Architecture: The Transformer is the foundational architecture. Key variations to be explored include activation functions (e.g., SwiGLU), normalization layers (e.g., RMSNorm), positional encodings (e.g., RoPE), and attention mechanisms (e.g., sliding window, Grouped-Query Attention).
Training: Implementing the training loop, which involves a loss function (cross-entropy), an optimizer (AdamW), and a learning rate schedule (e.g., cosine decay).

2. Systems

This module focuses on hardware optimization to train models efficiently.

Kernels: Writing low-level code (using Triton/CUDA) to fuse operations and minimize data movement between a GPU's slow main memory (DRAM) and its fast on-chip memory (SRAM), maximizing computational throughput.
Parallelism: Techniques to distribute training across many GPUs when a model is too large for one. This includes data parallelism (replicating the model), pipeline parallelism (splitting layers across GPUs), and tensor parallelism (splitting matrix multiplies within layers).
Inference: The process of generating text from a trained model.
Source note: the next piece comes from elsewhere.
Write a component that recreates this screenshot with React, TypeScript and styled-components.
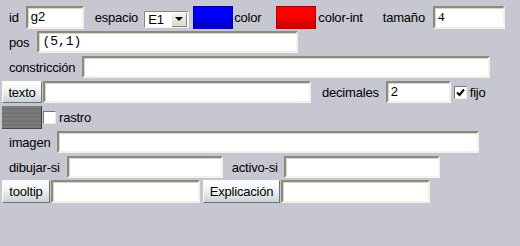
import styled, { createGlobalStyle } from "styled-components";

const GlobalStyle = createGlobalStyle`
  body {
    margin: 0;
    background: #c6c7d0;
    font-family: "Liberation Sans", Arial, sans-serif;
  }
`;

const Panel = styled.div`
  width: 520px;
  height: 246px;
  display: flex;
  flex-direction: column;
  background: #c6c7d0;
  color: #000;
`;

const Row = styled.div<{ $top: number; $h: number }>`
  display: flex;
  align-items: center;
  margin-top: ${(p) => p.$top}px;
  height: ${(p) => p.$h}px;
`;

const Label = styled.span<{ $ml?: number; $mr?: number }>`
  font-size: 13px;
  margin-left: ${(p) => p.$ml ?? 0}px;
  margin-right: ${(p) => p.$mr ?? 0}px;
  white-space: nowrap;
  letter-spacing: -0.2px;
`;

const Field = styled.div<{ $w: number; $ml?: number; $font?: string }>`
  box-sizing: border-box;
  width: ${(p) => p.$w}px;
  height: 100%;
  margin-left: ${(p) => p.$ml ?? 0}px;
  background: #fff;
  border-top: 2px solid #8c8a7d;
  border-left: 2px solid #8c8a7d;
  border-right: 2px solid #f3f1ea;
  border-bottom: 2px solid #f3f1ea;
  box-shadow: inset 1px 1px 0 #d8d6cc;
  font-family: ${(p) => p.$font ?? `"Liberation Sans", Arial, sans-serif`};
  font-size: 13px;
  line-height: 18px;
  padding-left: 3px;
`;

const Select = styled.div`
  box-sizing: border-box;
  width: 45px;
  height: 17px;
  align-self: flex-end;
  margin: 0 0 1px 6px;
  display: flex;
  align-items: center;
  justify-content: space-between;
  background: #fff;
  border-top: 1px solid #8c8a7d;
  border-left: 1px solid #8c8a7d;
  border-right: 1px solid #f3f1ea;
  border-bottom: 1px solid #f3f1ea;
  font-size: 13px;
  padding-left: 3px;
`;

const ArrowBtn = styled.div`
  width: 14px;
  height: 13px;
  margin-right: 1px;
  display: flex;
  align-items: center;
  justify-content: center;
  background: linear-gradient(#f6f6ee, #d8d8cc);
  border-right: 1px solid #888;
  border-bottom: 1px solid #888;
  &::after {
    content: "";
    border-left: 4px solid transparent;
    border-right: 4px solid transparent;
    border-top: 4px solid #000;
  }
`;

const Swatch = styled.div<{ $c1: string; $c2: string; $ml?: number }>`
  box-sizing: border-box;
  width: 40px;
  height: 23px;
  margin-left: ${(p) => p.$ml ?? 0}px;
  background: linear-gradient(${(p) => p.$c1} 40%, ${(p) => p.$c2});
  border: 1px solid rgba(0, 0, 0, 0.25);
`;

const PushButton = styled.div<{ $w: number; $ml?: number }>`
  box-sizing: border-box;
  width: ${(p) => p.$w}px;
  height: 100%;
  margin-left: ${(p) => p.$ml ?? 0}px;
  display: flex;
  align-items: center;
  justify-content: center;
  font-size: 13px;
  letter-spacing: -0.2px;
  background: linear-gradient(#ffffff, #eef3f3 45%, #c9d3d3);
  border-right: 1px solid #6f7272;
  border-bottom: 1px solid #6f7272;
  border-top: 1px solid #fafafa;
  border-left: 1px solid #fafafa;
`;

const GrayButton = styled.div`
  box-sizing: border-box;
  width: 40px;
  height: 100%;
  margin-left: 2px;
  background: repeating-linear-gradient(
    #7b7b7b 0,
    #7b7b7b 2px,
    #737373 2px,
    #737373 4px
  );
  border-right: 1px solid #3a3a3a;
  border-bottom: 1px solid #4a4a4a;
`;

const Check = styled.div<{ $ml?: number }>`
  box-sizing: border-box;
  width: 13px;
  height: 13px;
  margin-left: ${(p) => p.$ml ?? 0}px;
  background: #fff;
  border-top: 1px solid #7a786c;
  border-left: 1px solid #7a786c;
  border-right: 1px solid #ecebe4;
  border-bottom: 1px solid #ecebe4;
  display: flex;
  align-items: center;
  justify-content: center;
`;

export default function App() {
  return (
    <>
      <GlobalStyle />
      <Panel>
        <Row $top={6} $h={23}>
          <Label $ml={9}>id</Label>
          <Field $w={58} $ml={7}>g2</Field>
          <Label $ml={11}>espacio</Label>
          <Select>
            E1
            <ArrowBtn />
          </Select>
          <Swatch $c1="#0000ff" $c2="#0000c4" $ml={4} />
          <Label $ml={1}>color</Label>
          <Swatch $c1="#ff0000" $c2="#c80000" $ml={15} />
          <Label $ml={2}>color-int</Label>
          <Label $ml={20}>tamaño</Label>
          <Field $w={72} $ml={8} $font={`"Liberation Serif", serif`}>
            4
          </Field>
        </Row>
        <Row $top={2} $h={22}>
          <Label $ml={9}>pos</Label>
          <Field $w={261} $ml={8} $font={`"Liberation Mono", monospace`}>
            (5,1)
          </Field>
        </Row>
        <Row $top={3} $h={22}>
          <Label $ml={9}>constricción</Label>
          <Field $w={408} $ml={7} />
        </Row>
        <Row $top={3} $h={22}>
          <PushButton $w={40} $ml={2}>texto</PushButton>
          <Field $w={268} $ml={1} />
          <Label $ml={11}>decimales</Label>
          <Field $w={65} $ml={7}>2</Field>
          <Check $ml={3}>
            <svg width="9" height="9" viewBox="0 0 9 9">
              <path d="M1 4.5 L3.5 7 L8 1.5" stroke="#000" strokeWidth="2" fill="none" />
            </svg>
          </Check>
          <Label $ml={3}>fijo</Label>
        </Row>
        <Row $top={3} $h={23}>
          <GrayButton />
          <Check $ml={1} />
          <Label $ml={3}>rastro</Label>
        </Row>
        <Row $top={2} $h={22}>
          <Label $ml={9}>imagen</Label>
          <Field $w={422} $ml={7} />
        </Row>
        <Row $top={3} $h={22}>
          <Label $ml={9}>dibujar-si</Label>
          <Field $w={156} $ml={7} />
          <Label $ml={9}>activo-si</Label>
          <Field $w={156} $ml={6} />
        </Row>
        <Row $top={2} $h={23}>
          <PushButton $w={48} $ml={2}>tooltip</PushButton>
          <Field $w={149} $ml={1} />
          <PushButton $w={77} $ml={3}>Explicación</PushButton>
          <Field $w={149} $ml={1} />
        </Row>
      </Panel>
    </>
  );
}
This is broken into the prefill phase (processing the prompt, compute-bound) and the decode phase (generating tokens one-by-one, memory-bound). Optimizations like KV-caching are essential here.

3. Scaling Laws

This module covers the science of scaling. By running many small-scale experiments and plotting the results, one can fit a power-law function to predict the performance (loss) of a model at a much larger scale. This allows for principled hyperparameter tuning and budget allocation, rather than relying on guesswork.

4. Data

Data is the fuel for LLMs. This module covers the end-to-end data pipeline.

Sourcing: Gathering data from various sources like Common Crawl, books, arXiv, and GitHub.
Curation: The critical process of cleaning and preparing the data.
- Transformation: Converting formats like HTML and PDF into clean text.
- Filtering: Using classifiers or heuristics to remove low-quality or harmful content.
- Deduplication: Removing duplicate documents to improve efficiency and prevent the model from simply memorizing the training set.

5. Alignment

This module focuses on transforming a raw, pre-trained base model—which is just a next-token predictor—into a helpful and safe assistant.

Supervised Fine-Tuning (SFT): The model is trained on a curated dataset of high-quality instruction-response examples to teach it how to follow instructions.
Learning from Feedback: Since creating SFT data is expensive, this phase uses cheaper preference data. Humans (or more powerful models) are shown two responses to a prompt and choose the better one. Algorithms like Direct Preference Optimization (DPO) then use this preference data to align the model's behavior with human expectations.